« All articles from this issue
Democratization and the Mass Media in Europe and Asia, Vol. 8 - 2001, No. 4
Imitative Revolutions: Changes in the Media and Journalism in East-Central Europe
The essay examines a decade of changes in the media after the collapse of the socialist system in East-Central Europe. A unique transformation from socialism to capitalism makes traditional middle-range evolutionary theories of modernisation and (post)modern detraditionalisation - inadequate to grasp the substance of the inordinate changes in the (former) Second World. Instead, an attempt is made to apply Gabriel Tarde's theory of imitation based on the triad consisting of innovation, imitation, and opposition. Tarde's theory of imitation as a general law of development seems to offer a valid explanation of these (r)evolutionary changes because it transcends the division between dependency and diffusionist modernisation theories, and identifies communication (technology) as particularly important on both accounts.
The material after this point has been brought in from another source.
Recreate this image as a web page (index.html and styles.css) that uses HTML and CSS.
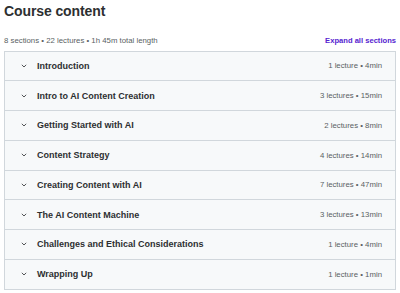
FILE: index.html
```html
<!DOCTYPE html>
<html lang="en">
<head>
    <meta charset="UTF-8">
    <meta name="viewport" content="width=device-width, initial-scale=1.0">
    <title>Course content</title>
    <link rel="stylesheet" href="styles.css">
</head>
<body>
    <div class="curriculum">
        <h2>Course content</h2>

        <div class="meta">
            <span>8 sections • 22 lectures • 1h 45m total length</span>
            <a href="#" class="expand">Expand all sections</a>
        </div>

        <div class="sections">
            <div class="section">
                <svg class="chevron" viewBox="0 0 6 4"><path d="M0.8 0.8 L3 3 L5.2 0.8"/></svg>
                <span class="title">Introduction</span>
                <span class="summary">1 lecture • 4min</span>
            </div>
            <div class="section">
                <svg class="chevron" viewBox="0 0 6 4"><path d="M0.8 0.8 L3 3 L5.2 0.8"/></svg>
                <span class="title">Intro to AI Content Creation</span>
                <span class="summary">3 lectures • 15min</span>
            </div>
            <div class="section">
                <svg class="chevron" viewBox="0 0 6 4"><path d="M0.8 0.8 L3 3 L5.2 0.8"/></svg>
                <span class="title">Getting Started with AI</span>
                <span class="summary">2 lectures • 8min</span>
            </div>
            <div class="section">
                <svg class="chevron" viewBox="0 0 6 4"><path d="M0.8 0.8 L3 3 L5.2 0.8"/></svg>
                <span class="title">Content Strategy</span>
                <span class="summary">4 lectures • 14min</span>
            </div>
            <div class="section">
                <svg class="chevron" viewBox="0 0 6 4"><path d="M0.8 0.8 L3 3 L5.2 0.8"/></svg>
                <span class="title">Creating Content with AI</span>
                <span class="summary">7 lectures • 47min</span>
            </div>
            <div class="section">
                <svg class="chevron" viewBox="0 0 6 4"><path d="M0.8 0.8 L3 3 L5.2 0.8"/></svg>
                <span class="title">The AI Content Machine</span>
                <span class="summary">3 lectures • 13min</span>
            </div>
            <div class="section">
                <svg class="chevron" viewBox="0 0 6 4"><path d="M0.8 0.8 L3 3 L5.2 0.8"/></svg>
                <span class="title">Challenges and Ethical Considerations</span>
                <span class="summary">1 lecture • 4min</span>
            </div>
            <div class="section">
                <svg class="chevron" viewBox="0 0 6 4"><path d="M0.8 0.8 L3 3 L5.2 0.8"/></svg>
                <span class="title">Wrapping Up</span>
                <span class="summary">1 lecture • 1min</span>
            </div>
        </div>
    </div>
</body>
</html>
```

FILE: styles.css
```css
/* Global Styles */
body {
    font-family: 'Liberation Sans', Arial, sans-serif;
    background-color: #ffffff;
    margin: 0;
    padding: 0;
    color: #2d2f31;
}

.curriculum {
    padding: 0 4px;
}

h2 {
    margin: 0;
    padding-top: 1px;
    font-size: 14px;
    line-height: 20px;
    font-weight: bold;
    letter-spacing: -0.1px;
}

.meta {
    display: flex;
    justify-content: space-between;
    align-items: center;
    height: 16px;
    margin-top: 11px;
    margin-bottom: 2.5px;
    font-size: 7.8px;
    color: #5a5f63;
}

.expand {
    color: #5624d0;
    font-weight: bold;
    font-size: 7.6px;
    text-decoration: none;
}

.sections {
    border: 1px solid #d1d7dc;
}

.section {
    display: flex;
    align-items: center;
    height: 28.75px;
    padding: 0 13px 0 16px;
    background-color: #f7f9fa;
    border-bottom: 1px solid #d1d7dc;
}

.section:last-child {
    border-bottom: none;
}

.chevron {
    width: 6px;
    height: 4px;
    margin-right: 10px;
    fill: none;
    stroke: #3e4143;
    stroke-width: 0.9;
}

.title {
    flex: 1;
    font-size: 9px;
    font-weight: bold;
}

.summary {
    font-size: 7.8px;
    color: #5a5f63;
}
```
Several oppositional tendencies in the ECE countries are identified which are, in different degrees, spread throughout the region and reflect the imitative nature of the new systems. The imitative tendencies are clustered in two broader groups: (1) those imitating external environment, primarily Western Europe and the USA, which comprise denationalisation and privatisation, commercialisation, inter- or transnationalisation, and cross-fertilisation; and (2) those imitating the past, i.e. the former system of state socialism: renationalisation, and nationalistic and religious exclusivism.